Why the mayor of Liverpool has revoked Esther McVey’s ‘scouse privileges’

Joe Anderson, the mayor of Liverpool, and the Tatton MP Esther McVey.
Joe Anderson, the mayor of Liverpool, and the Tatton MP Esther McVey. Composite: Getty Images & Reuters

You can take the scouser out of Liverpool, but they will always be a scouser – except if you’re Esther McVey. The Tory leadership hopeful is having a miserable week, starting with getting on the wrong side of her former breakfast TV colleague Lorraine Kelly. Now the mayor of Liverpool, Joe Anderson, has revoked the Tatton MP’s “scouse privileges”.

If you are a Liverpudlian wondering how to get your hands on your own scouse privilege card, like the mock-up Anderson tweeted (with a red “REVOKED” stamp on it), don’t bother – they don’t exist. However, Anderson says, behind the stunt is a serious point about McVey’s integrity: “She tries to portray herself as somebody who has equality at heart. But the reality is completely at odds with what she’s done.”
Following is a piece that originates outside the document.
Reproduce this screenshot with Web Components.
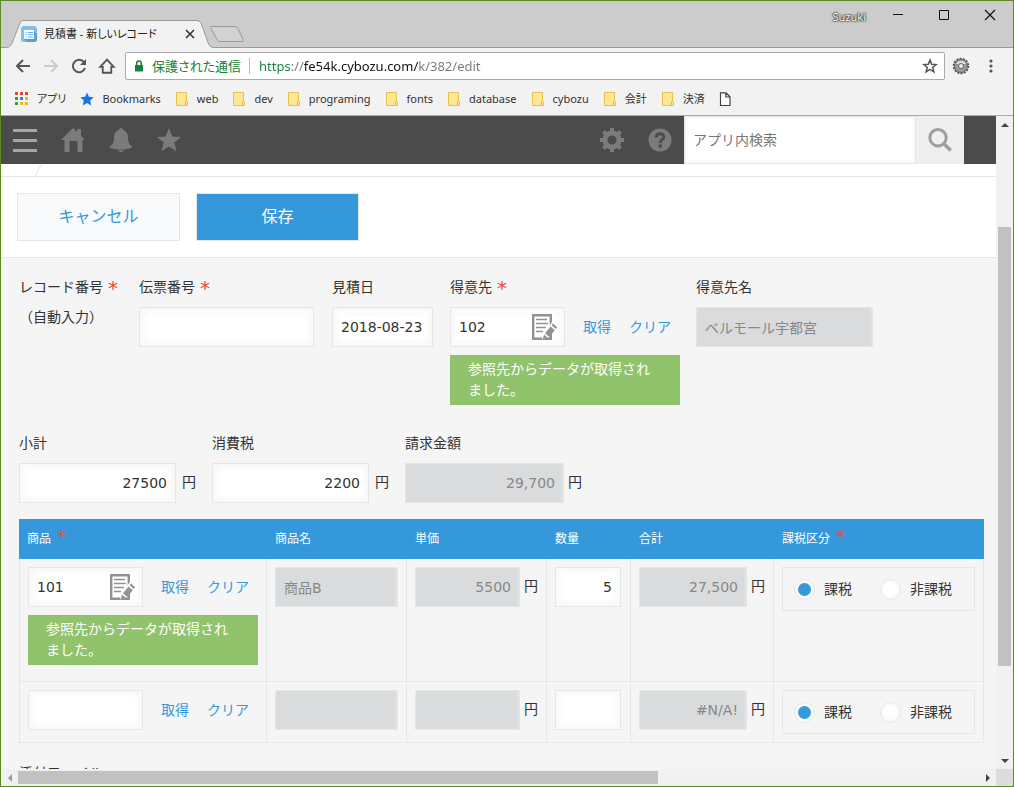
<!DOCTYPE html>
<html lang="ja">
<head>
<meta charset="utf-8">
<title>見積書 - 新しいレコード</title>
<style>
html, body { margin: 0; height: 100%; }
body { font: 14px/20px "DejaVu Sans", "Noto Sans CJK JP", sans-serif; color: #333; overflow: hidden; }
</style>
</head>
<body>
<browser-window>
  <tab-strip slot="tabs" user="Suzuki">見積書 - 新しいレコード</tab-strip>
  <address-bar slot="address"></address-bar>
  <bookmark-bar slot="bookmarks">
    <bookmark-item icon="apps">アプリ</bookmark-item>
    <bookmark-item icon="bluestar">Bookmarks</bookmark-item>
    <bookmark-item icon="folder">web</bookmark-item>
    <bookmark-item icon="folder">dev</bookmark-item>
    <bookmark-item icon="folder">programing</bookmark-item>
    <bookmark-item icon="folder">fonts</bookmark-item>
    <bookmark-item icon="folder">database</bookmark-item>
    <bookmark-item icon="folder">cybozu</bookmark-item>
    <bookmark-item icon="folder">会計</bookmark-item>
    <bookmark-item icon="folder">決済</bookmark-item>
    <bookmark-item icon="page"></bookmark-item>
  </bookmark-bar>
  <app-header></app-header>
  <bread-crumb></bread-crumb>
  <action-bar></action-bar>
  <record-form>
    <form-row>
      <static-field label="レコード番号" required style="--w:104px">（自動入力）</static-field>
      <text-field label="伝票番号" required style="--w:177px;--input:175px"></text-field>
      <text-field label="見積日" value="2018-08-23" style="--w:102px;--input:101px"></text-field>
      <lookup-field label="得意先" required value="102" picker message="参照先からデータが取得されました。"></lookup-field>
      <text-field label="得意先名" value="ベルモール宇都宮" locked style="--input:177px"></text-field>
    </form-row>
    <form-row>
      <text-field label="小計" value="27500" unit="円" numeric style="--w:177px;--input:157px"></text-field>
      <text-field label="消費税" value="2200" unit="円" numeric style="--w:177px;--input:157px"></text-field>
      <text-field label="請求金額" value="29,700" unit="円" numeric locked style="--w:177px;--input:159px"></text-field>
    </form-row>
    <items-table></items-table>
    <form-row>
      <static-field label="添付ファイル"></static-field>
    </form-row>
  </record-form>
</browser-window>

<script>
const ICONS = {
  back: ['0 0 16 16', '<path d="M15 8H2.5M8 2 2 8l6 6" fill="none" stroke="currentColor" stroke-width="2"/>'],
  forward: ['0 0 16 16', '<path d="M1 8h12.500M8 2l6 6-6 6" fill="none" stroke="currentColor" stroke-width="2"/>'],
  reload: ['0 0 16 16', '<path d="M13 4.200A6.200 6.200 0 1 0 14 10" fill="none" stroke="currentColor" stroke-width="2"/><path d="M15 1v6H9z" fill="currentColor"/>'],
  home: ['0 0 16 16', '<path d="M2 8.800 8 2.300l6 6.500h-2.200V14H4.200V8.800z" fill="none" stroke="currentColor" stroke-width="1.600"/>'],
  lock: ['0 0 10 12', '<path d="M2.700 6V3.300a2.300 2.300 0 0 1 4.600 0V6" fill="none" stroke="currentColor" stroke-width="1.500"/><rect x="1" y="5" width="8" height="6.500" fill="currentColor"/>'],
  star: ['0 0 16 16', '<path d="M8 2l1.700 4.300 4.500.3-3.500 2.900 1.200 4.400L8 11.400l-3.900 2.500 1.200-4.400L1.800 6.600l4.500-.3z" fill="none" stroke="currentColor" stroke-width="1.500"/>'],
  extension: ['0 0 18 18', '<circle cx="9" cy="9" r="7" fill="none" stroke="#555" stroke-width="2.500" stroke-dasharray="2 1.140"/><circle cx="9" cy="9" r="6.500" fill="#999" stroke="#666"/><path d="M4 7a5.500 5.500 0 0 1 10 0z" fill="#ddd"/><circle cx="9" cy="9" r="2.500" fill="#eee" stroke="#666"/>'],
  menu: ['0 0 16 16', '<g fill="currentColor"><circle cx="8" cy="3" r="1.600"/><circle cx="8" cy="8" r="1.600"/><circle cx="8" cy="13" r="1.600"/></g>'],
  apps: ['0 0 14 14', '<g><path d="M0 0h3v3H0zM5 0h3v3H5zM10 0h3v3h-3z" fill="#ea4335"/><path d="M0 5h3v3H0zM0 10h3v3H0z" fill="#25a05a"/><path d="M5 5h3v3H5z" fill="#1a8cf0"/><path d="M10 5h3v3h-3zM5 10h3v3H5zM10 10h3v3h-3z" fill="#fbb50c"/></g>'],
  bluestar: ['0 0 14 14', '<path d="M7 .5l1.900 4.300 4.800.5-3.500 3.300 1 4.900L7 11l-4.200 2.500 1-4.900L.3 5.300l4.800-.5z" fill="#1a73e8"/>'],
  folder: ['0 0 14 14', '<path d="M1.500.5h10v8.800l1 1v3.200h-11z" fill="#ffe594" stroke="#e8c14a"/><path d="M10.500 13V9.500h1.500" fill="none" stroke="#e8c14a"/>'],
  page: ['0 0 14 14', '<path d="M1.500.8h5.500l4 4v8.700H1.500zM6.800.8V5H11" fill="#fff" stroke="#444" stroke-width="1.200"/>'],
  min: ['0 0 12 12', '<path d="M1 5.500h10" stroke="#111"/>'],
  max: ['0 0 12 12', '<path d="M1.500 1.500h9v9h-9z" fill="none" stroke="#111"/>'],
  close: ['0 0 12 12', '<path d="M1 1l10 10M11 1 1 11" stroke="#111" stroke-width="1.200"/>'],
  tabclose: ['0 0 12 12', '<path d="M2 2l8 8M10 2l-8 8" stroke="#333" stroke-width="1.600"/>'],
  favicon: ['0 0 16 16', '<rect width="16" height="16" rx="3" fill="#7fbfec"/><path d="M13 5 16 8v5a3 3 0 0 1-3 3H6l-3-3z" fill="#5a9fd2"/><rect x="3" y="4" width="10" height="9" rx="1" fill="#fff"/><path d="M4.500 6.500h1.200M7 6.500h5M4.500 8.700h1.200M7 8.700h5M4.500 11h1.200M7 11h5" stroke="#6aaee0"/>'],
  burger: ['0 0 24 24', '<path d="M0 2.500h24M0 12.500h24M0 22.500h24" stroke="#a6a6a6" stroke-width="3"/>'],
  house: ['0 0 24 24', '<path d="M12 0 16 4V1h4v7l4 4h-2.500v12h-5v-11h-8v11h-5V12H0z" fill="currentColor"/>'],
  bell: ['0 0 24 24', '<path d="M12 0c1.200 0 1.800.7 1.800 1.800C17.500 3 19 6 19 9.500c0 5 1 7 4.800 9.500C21 21 17 21.500 12 21.500S3 21 .2 19C4 16.500 5 14.500 5 9.500 5 6 6.500 3 10.200 1.800 10.200.7 10.800 0 12 0zM9 22.300h6c-.5 1.200-1.500 1.700-3 1.700s-2.500-.5-3-1.700z" fill="currentColor"/>'],
  bigstar: ['0 0 24 24', '<path d="M12 0l3.300 8.400 8.700.6-6.700 5.600 2.200 8.700L12 18.500l-7.500 4.800 2.200-8.700L0 9l8.700-.6z" fill="currentColor"/>'],
  gear: ['0 0 24 24', '<circle cx="12" cy="12" r="7" fill="none" stroke="currentColor" stroke-width="5"/><path d="M12 0v5M12 19v5M0 12h5M19 12h5M3.500 3.500 7 7M17 17l3.500 3.500M20.500 3.500 17 7M7 17l-3.500 3.500" stroke="currentColor" stroke-width="4"/>'],
  help: ['0 0 24 24', '<circle cx="12" cy="12" r="11.500" fill="currentColor"/><path d="M8.200 9.500c0-5 7.600-4.800 7.600-.6 0 2.800-3.600 2.800-3.600 6.100" fill="none" stroke="#4b4b4b" stroke-width="2.800"/><rect x="10.500" y="16.500" width="3.400" height="3.200" fill="#4b4b4b"/>'],
  search: ['0 0 24 24', '<circle cx="10" cy="9.700" r="8.200" fill="none" stroke="#9f9f9f" stroke-width="3"/><path d="M15.500 15.500l7.300 7" stroke="#9f9f9f" stroke-width="3.600"/>'],
  picker: ['0 0 26 28', '<path d="M2.200 2.200h17.600v23.600H2.200z" fill="#fff" stroke="#8f9393" stroke-width="2.400"/><path d="M5 6.500h11M5 10.500h12M5 14.500h10M5 18.500h7" stroke="#8f9393" stroke-width="1.600"/><path d="M11 26.500l1.500-7L21.500 8.500l5 4.500-9.500 11z" fill="#fff"/><path d="M14 20.200l4.200 3.700 5.600-6.700-4.200-3.700zM20.600 12.300l4.200 3.700 1.400-1.700-4.200-3.900zM13 21.500l-1.200 5 4.800-1.800z" fill="#8f9393"/>'],
  up: ['0 0 8 8', '<path d="M0 6 4 2l4 4z" fill="#444"/>'],
  down: ['0 0 8 8', '<path d="M0 2l4 4 4-4z" fill="#444"/>'],
  left: ['0 0 8 8', '<path d="M6 0 2 4l4 4z" fill="#999"/>'],
  right: ['0 0 8 8', '<path d="M2 0l4 4-4 4z" fill="#444"/>']
};
const svg = (name, w = 16, h = w) =>
  `<svg width="${w}" height="${h}" viewBox="${ICONS[name][0]}" aria-hidden="true">${ICONS[name][1]}</svg>`;

const RESET = `
  *{box-sizing:border-box}
  svg{display:block;flex:none}
  button{all:unset;box-sizing:border-box;display:flex;align-items:center;justify-content:center;cursor:pointer;flex:none}
  input{font:inherit;color:inherit;margin:0;min-width:0;border:0;outline:0;background:none}
  a{color:#3498db;text-decoration:none}
`;
const LABEL = `
  label,.label{display:flex;gap:5px;height:20px;margin-bottom:10px;white-space:nowrap}
  .req{color:#e74c3c;font-size:20px;line-height:22px}
`;
const BOX = `
  .box{display:flex;align-items:center;height:40px;background:#fff;border:1px solid #e3e7e8;
    box-shadow:inset 4px 4px 4px #f8f8f8,inset -4px -4px 4px #f8f8f8}
  .box input{flex:1;width:100%;height:100%;padding:0 8px}
`;
class Base extends HTMLElement {
  constructor() { super(); this.attachShadow({ mode: 'open' }); }
  connectedCallback() { this.shadowRoot.innerHTML = `<style>${RESET}</style>` + this.render(); }
  attr(n) { return this.getAttribute(n) || ''; }
  get star() { return this.hasAttribute('required') ? '<span class="req">*</span>' : ''; }
}

customElements.define('browser-window', class extends Base {
  render() { return `<style>
    :host{display:flex;flex-direction:column;height:100vh;box-sizing:border-box;border:1px solid #5b8b22;background:#f2f2f2}
    .view{flex:1;min-height:0;display:grid;grid-template:minmax(0,1fr) 17px / minmax(0,1fr) 17px;border-top:1px solid #aaa}
    main{overflow:hidden;background:#f5f5f5}
    .corner{background:#dcdcdc}
    </style>
    <slot name="tabs"></slot><slot name="address"></slot><slot name="bookmarks"></slot>
    <div class="view"><main><slot></slot></main>
      <scroll-bar direction="column" start="up" end="down" style="--a:94;--b:439;--c:86"></scroll-bar>
      <scroll-bar direction="row" start="left" end="right" style="--a:0;--b:640;--c:321"></scroll-bar>
      <div class="corner"></div></div>`; }
});

customElements.define('scroll-bar', class extends Base {
  render() { return `<style>
    :host{display:flex;flex-direction:${this.attr('direction')};background:#f1f1f1}
    .end{flex:none;width:17px;height:17px;display:grid;place-items:center}
    i{flex:var(--a) 0 0px} b{flex:var(--b) 0 0px;background:#c1c1c1;margin:${this.attr('direction') === 'row' ? '2px 0' : '0 2px'}} u{flex:var(--c) 0 0px}
    </style><span class="end">${svg(this.attr('start'), 8)}</span><i></i><b></b><u></u><span class="end">${svg(this.attr('end'), 8)}</span>`; }
});

customElements.define('tab-strip', class extends Base {
  render() { return `<style>
    :host{display:flex;align-items:flex-end;height:47px;background:#ccc;border-bottom:1px solid #999;box-sizing:border-box;
      font:12px/16px "Noto Sans","Noto Sans CJK JP",sans-serif;color:#222;flex:none}
    .tab{display:grid;width:208px;height:28px;margin:0 0 -1px 5px}
    .tab>*{grid-area:1/1}
    .text{display:flex;align-items:center;gap:7px;padding:0 18px 0 15px}
    .text span{flex:1;white-space:nowrap;font-size:11px;font-feature-settings:"palt"}
    .new{margin:0 0 4px -5px}
    .user{margin-left:auto;align-self:flex-start;margin-top:8px;color:#fff;font-size:11px;
      text-shadow:0 0 2px #222,0 0 2px #222,0 0 1px #222}
    .win{display:flex;align-self:flex-start;margin-left:9px}
    .win button{width:46px;height:28px}
    </style>
    <div class="tab"><svg width="208" height="28" viewBox="0 0 208 28"><path d="M.5 27.500C6 27 5 25 14 3Q15.500.5 17 .5H191Q193.500.5 195 3C203 24 202 27 207.500 27.500V28H0z" fill="#f2f2f2"/><path d="M.5 27.500C6 27 5 25 14 3Q15.500.5 17 .5H191Q193.500.5 195 3C203 24 202 27 207.500 27.500" fill="none" stroke="#999"/></svg>
      <div class="text">${svg('favicon', 16)}<span><slot></slot></span><button aria-label="タブを閉じる">${svg('tabclose', 12)}</button></div></div>
    <button class="new" aria-label="新しいタブ"><svg width="36" height="18" viewBox="0 0 36 18"><path d="M2 1.500h24q2 0 3 2l5 11q1 2-1 2H11q-2 0-3-2l-6-11q-1-2 0-2z" fill="#d2d2d2" stroke="#999"/></svg></button>
    <span class="user">${this.attr('user')}</span>
    <div class="win"><button aria-label="最小化">${svg('min', 12)}</button><button aria-label="最大化">${svg('max', 12)}</button><button aria-label="閉じる">${svg('close', 12)}</button></div>`; }
});

customElements.define('address-bar', class extends Base {
  render() { return `<style>
    :host{display:flex;align-items:center;height:36px;padding:0 8px;color:#555;flex:none;
      font:13px/20px "Noto Sans","Noto Sans CJK JP",sans-serif}
    button{width:28px;height:28px}
    .off{color:#ccc}
    .ext{margin:0 2px}
    .omni{flex:1;display:flex;align-items:center;height:28px;margin:0 0 0 4px;padding:0 0 0 8px;background:#fff;border:1px solid #aaa;border-radius:2px}
    .safe{display:flex;align-items:center;gap:8px;color:#188038;font-feature-settings:"palt";
      white-space:nowrap;padding-right:8px;border-right:1px solid #bbb;line-height:16px}
    input{flex:1;height:100%;padding:0 0 0 9px;color:#777}
    input{background:linear-gradient(90deg,#188038 42px,#777 42px 54px,#111 54px 169px,#777 169px) text;-webkit-text-fill-color:transparent}
    </style>
    <button aria-label="戻る">${svg('back')}</button><button class="off" aria-label="進む">${svg('forward')}</button>
    <button aria-label="再読み込み">${svg('reload')}</button><button aria-label="ホーム">${svg('home', 18)}</button>
    <div class="omni"><span class="safe">${svg('lock', 10, 12)}保護された通信</span>
      <input aria-label="アドレス" value="https://fe54k.cybozu.com/k/382/edit"><button aria-label="ブックマーク">${svg('star')}</button></div>
    <button class="ext" aria-label="拡張機能">${svg('extension', 18)}</button><button aria-label="メニュー">${svg('menu')}</button>`; }
});

customElements.define('bookmark-bar', class extends Base {
  render() { return `<style>:host{display:flex;align-items:center;gap:14px;height:30px;padding:0 14px;margin-bottom:1px;color:#333;flex:none;overflow:hidden;
    font:11px/16px "Noto Sans","Noto Sans CJK JP",sans-serif}</style><slot></slot>`; }
});
customElements.define('bookmark-item', class extends Base {
  render() { return `<style>:host{display:block;flex:none} a{display:flex;gap:8px;align-items:center;color:inherit;font-feature-settings:"palt"}</style>
    <a href="#" aria-label="${this.textContent || 'ページ'}">${svg(this.attr('icon'), 14)}<slot></slot></a>`; }
});

customElements.define('app-header', class extends Base {
  render() { return `<style>
    :host{display:flex;height:48px;background:#4b4b4b;color:#7b7b7b;padding-right:32px}
    button{width:48px;height:48px}
    .gap{flex:1}
    input{width:232px;padding:0 8px;background:#fff;border:1px solid #e3e7e8;box-shadow:inset 0 0 4px #eee;color:#333}
    input::placeholder{color:#777;opacity:1}
    .go{background:#efefef}
    </style>
    <button aria-label="メニュー">${svg('burger', 24)}</button><button aria-label="ポータル">${svg('house', 24)}</button>
    <button aria-label="通知">${svg('bell', 24)}</button><button aria-label="ブックマーク">${svg('bigstar', 24)}</button>
    <span class="gap"></span>
    <button aria-label="設定">${svg('gear', 24)}</button><button aria-label="ヘルプ">${svg('help', 24)}</button>
    <input type="search" placeholder="アプリ内検索" aria-label="アプリ内検索"><button class="go" aria-label="検索">${svg('search', 24)}</button>`; }
});

customElements.define('bread-crumb', class extends Base {
  render() { return `<style>:host{display:block;height:13px;box-sizing:border-box;background:#fff;border-bottom:1px solid #e3e7e8;padding-left:33px}</style>
    <svg width="8" height="12" viewBox="0 0 8 12"><path d="M7.500 0 1 12" stroke="#e3e7e8"/></svg>`; }
});

customElements.define('action-bar', class extends Base {
  render() { return `<style>
    :host{display:flex;gap:16px;padding:16px;background:#fff;border-bottom:1px solid #e3e7e8}
    button{width:163px;height:48px;font-size:16px;border:1px solid #e3e7e8;background:#f7f9fa;color:#3498db}
    .save{background:#3498db;color:#fff}
    </style><button>キャンセル</button><button class="save">保存</button>`; }
});

customElements.define('record-form', class extends Base {
  render() { return `<style>:host{display:block;padding:19px 12px 0 18px}</style><slot></slot>`; }
});
customElements.define('form-row', class extends Base {
  render() { return `<style>:host{display:flex;align-items:flex-start;gap:16px;margin-bottom:16px}:host(:first-child){margin-bottom:20px}</style><slot></slot>`; }
});

customElements.define('static-field', class extends Base {
  render() { return `<style>${LABEL} :host{display:block;flex:none;width:var(--w,auto);white-space:nowrap}</style>
    <div class="label">${this.attr('label')}${this.star}</div><slot></slot>`; }
});

customElements.define('text-field', class extends Base {
  render() {
    const label = this.attr('label'), locked = this.hasAttribute('locked');
    return `<style>${LABEL}${BOX}
    :host{display:block;flex:none;width:var(--w,auto)}
    .line{display:flex;justify-content:space-between}
    .box{width:var(--input)}
    .locked{background:#dadbdc;box-shadow:inset -2px 0 0 #e0e1e2;color:#888}
    .num input{text-align:right}
    .unit{line-height:38px}
    </style>${label ? `<label for="f">${label}${this.star}</label>` : ''}
    <div class="line"><div class="box${locked ? ' locked' : ''}${this.hasAttribute('numeric') ? ' num' : ''}">
      <input id="f" value="${this.attr('value')}" ${label ? '' : `aria-label="${this.attr('name')}"`} ${locked ? 'readonly' : ''}></div>
      ${this.hasAttribute('unit') ? `<span class="unit">${this.attr('unit')}</span>` : ''}</div>`;
  }
});

customElements.define('lookup-field', class extends Base {
  render() {
    const label = this.attr('label');
    return `<style>${LABEL}${BOX}
    :host{display:block;flex:none;width:230px}
    .line{display:flex;align-items:center;gap:18px}
    .box{width:115px}
    .box button{margin-right:7px}
    p{margin:8px 0;padding:4px 18px;background:#91c36c;color:#fff;line-height:21px}
    </style>${label ? `<label for="f">${label}${this.star}</label>` : ''}
    <div class="line"><div class="box"><input id="f" value="${this.attr('value')}" ${label ? '' : `aria-label="${this.attr('name')}"`}>
      ${this.hasAttribute('picker') ? `<button aria-label="参照先">${svg('picker', 26, 28)}</button>` : ''}</div>
      <a href="#">取得</a><a href="#">クリア</a></div>
    ${this.hasAttribute('message') ? `<p>${this.attr('message')}</p>` : ''}`;
  }
});

customElements.define('choice-field', class extends Base {
  render() { return `<style>
    :host{display:block}
    fieldset{display:flex;gap:28px;height:44px;margin:0;padding:0 11px;border:1px solid #e3e7e8}
    label{display:flex;align-items:center;gap:9px;white-space:nowrap}
    input{appearance:none;width:21px;height:21px;border:1px solid #e3e7e8;border-radius:50%;background:#fff;box-shadow:inset 0 0 4px #eee}
    input:checked{background:radial-gradient(circle,#3498db 6px,#fff 7px)}
    </style><fieldset aria-label="課税区分"><label><input type="radio" name="tax" checked>課税</label><label><input type="radio" name="tax">非課税</label></fieldset>`; }
});

customElements.define('items-table', class extends Base {
  render() {
    const row = (r) => `<tr>
      <td><lookup-field name="商品" value="${r.code}" ${r.done ? 'picker message="参照先からデータが取得されました。"' : ''}></lookup-field></td>
      <td><text-field name="商品名" value="${r.name}" locked style="--input:123px"></text-field></td>
      <td><text-field name="単価" value="${r.price}" unit="円" numeric locked style="--input:105px"></text-field></td>
      <td><text-field name="数量" value="${r.count}" numeric style="--input:66px"></text-field></td>
      <td><text-field name="合計" value="${r.total}" unit="円" numeric locked style="--input:108px"></text-field></td>
      <td><choice-field></choice-field></td></tr>`;
    return `<style>
    :host{display:block;margin-bottom:20px}
    table{border-spacing:0;table-layout:fixed;width:965px}
    th{height:40px;padding:0 8px;background:#3498db;color:#fff;font-size:12px;font-weight:400;text-align:left}
    .req{color:#e74c3c;font-size:18px;line-height:16px;vertical-align:top;margin-left:6px}
    td{padding:8px;vertical-align:top;border:solid #e3e7e8;border-width:0 1px 1px 0}
    td:first-child{border-left-width:1px}
    .c1{width:248px}.c2{width:140px}.c4{width:84px}.c5{width:143px}.c6{width:210px}
    </style><table><colgroup><col class="c1"><col class="c2"><col class="c2"><col class="c4"><col class="c5"><col class="c6"></colgroup>
    <thead><tr><th>商品<span class="req">*</span></th><th>商品名</th><th>単価</th><th>数量</th><th>合計</th><th>課税区分<span class="req">*</span></th></tr></thead>
    <tbody>${row({ code: '101', done: true, name: '商品B', price: '5500', count: '5', total: '27,500' })}${row({ code: '', name: '', price: '', count: '', total: '#N/A!' })}</tbody></table>`;
  }
});
</script>
</body>
</html>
Anderson says he is “sick and tired” of McVey trying to portray herself as someone who understands working-class issues and poverty. “Here is a woman using the brand of Liverpool to claim she is fair; that she has a knowledge of what it’s like to be working class.”

Anderson says cuts to the city’s budget have led to an increase in demand for food banks, which McVey has defended in the past. “For somebody who says food banks are a good thing because it shows a ‘Big Society mentality’ – well, what I think it shows is a broken society,” he says. “Scousers have principles. They care for one another, they stand up for one another, they protect one another … Anyone who doesn’t do that, in my view, is not a true scouser.”

So who would be Anderson’s pick for Tory leader? Unsurprisingly, he says he has just as much contempt for the other candidates, none of whom, he says, have the integrity to solve the country’s problems. “There is not one of them I would vote for. I would simply, if I had an opportunity to vote, spoil my ballot paper.” But the worst option for him would be Boris Johnson, who once said the chances of him becoming prime minister were “about as good as the chances of finding Elvis on Mars”. Anderson suggests an alternative: “I’d rather exhume Elvis Presley and put him as prime minister.”